UE : bilan provisoire de la présidence française

La présidence française de l’Union européenne a encore près de deux mois devant elle. Il est sans doute trop tôt pour en tirer un bilan exhaustif mais des enseignements peuvent d’ores et déjà être tirés de cette « présidence de crise ».

Première leçon des six mois de présidence française : l’Europe a manifesté une réaction aux événements qu’elle n’avait pas montrée jusqu’alors. Le mérite en revient en grande partie à Nicolas Sarkozy, qui, par tempérament, peut difficilement se contenter d’attendre les échéances européennes habituelles avant d’agir.
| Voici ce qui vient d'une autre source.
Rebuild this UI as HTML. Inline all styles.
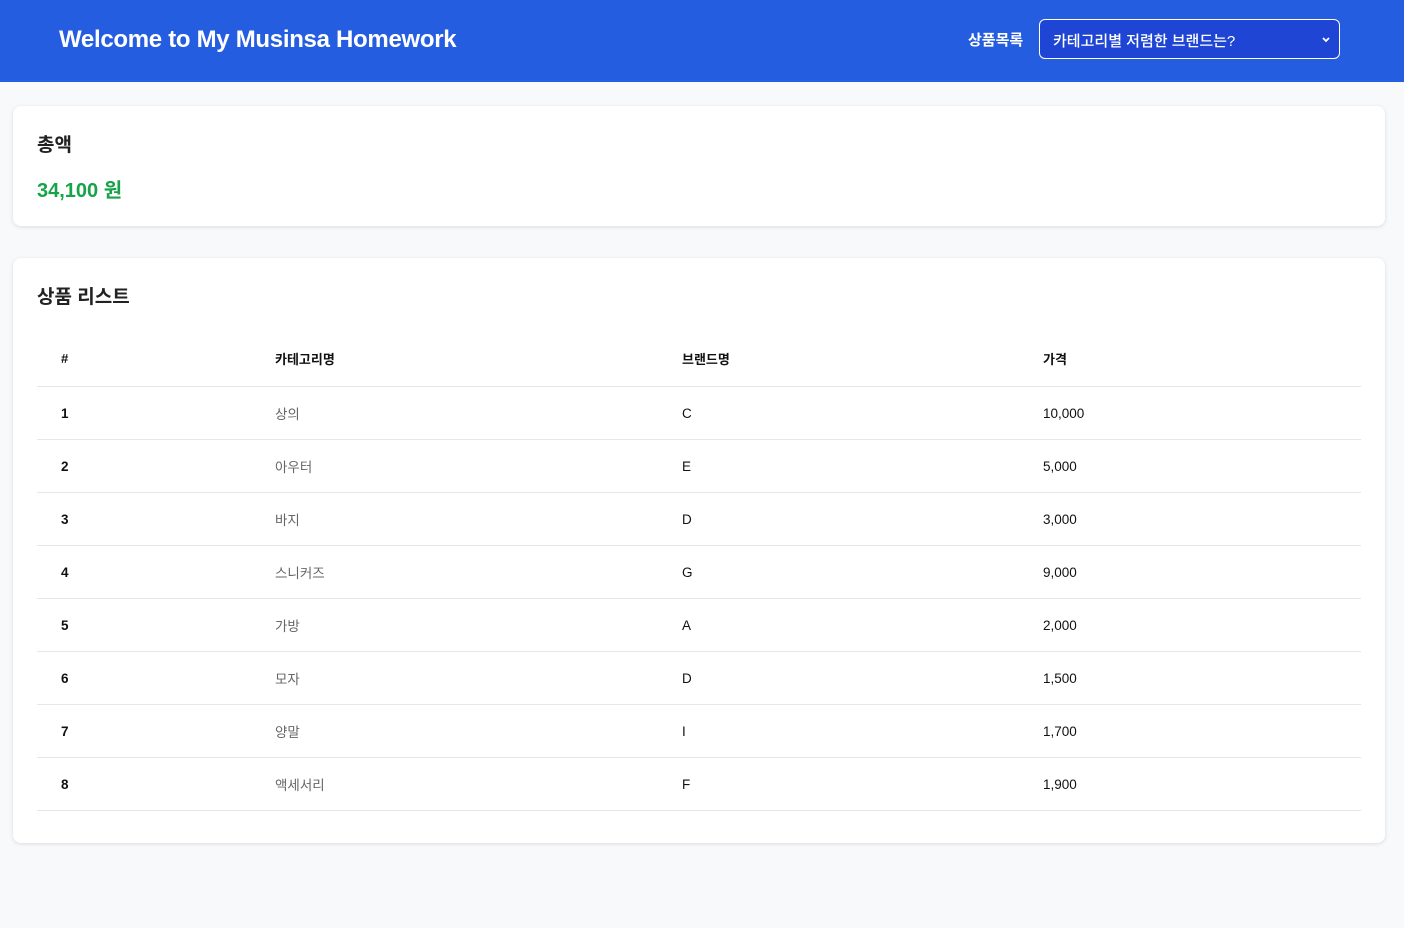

Le président de la République a bouleversé le calendrier des réunions, convoqué des conseils des chefs d’Etat et de gouvernement dans diverses formations, depuis le G4 (les quatre membres européens du G8) jusqu’aux vingt-sept en passant par le G15 (les quinze pays de la zone euro). Sans trop se soucier de l’avis de ses partenaires, il a pris des décisions qu’il a fait entériner a posteriori.

La Commission en retrait

La seconde leçon concerne l’équilibre entre les diverses institutions européennes. Le Conseil européen et la Banque centrale européenne sortent renforcés des deux crises de l’été, la guerre russo-géorgienne et la crise financière. La Commission de Bruxelles, en revanche, a joué un rôle plutôt effacé, soit parce que ses membres ont été pris de court, soit parce qu’en tant qu’institution, elle était moins bien placée que d’autres pour intervenir. C’est surtout vrai de la crise du Caucase qui concerne la politique extérieure, pour laquelle elle n’est pas compétente. Le traité de Lisbonne, s’il est ratifié, lui donnera plus de pouvoirs dans ce domaine, avec la fusion des fonctions de Haut Représentant pour la politique extérieure et de sécurité commune et celles de Commissaire pour les relations extérieures. Pour le moment, la Commission est en retrait.

Renforcement de la BCE

Ce n’est pas la première fois que la séparation des pouvoirs entre le Conseil et la Commission est mise en évidence. Mais les événements de ces dernières semaines n’ont pas provoqué un énième débat entre l’intergouvernemental (le Conseil) et le communautaire (la Commission). En effet, la BCE, institution supranationale par excellence, a tiré elle aussi son épingle du jeu. Non seulement elle a joué un rôle essentiel dans la gestion de la crise financière, et pas seulement pour la zone euro stricto sensu, mais son président a été associé à toutes les réunions des chefs d’Etat et de gouvernement. Autrement dit, le « dialogue » que la France réclame depuis longtemps entre les responsables politiques et les autorités monétaires a eu lieu sans que les institutions aient été formellement réformées et sans que la sacro sainte indépendance de la banque centrale ait été entamée.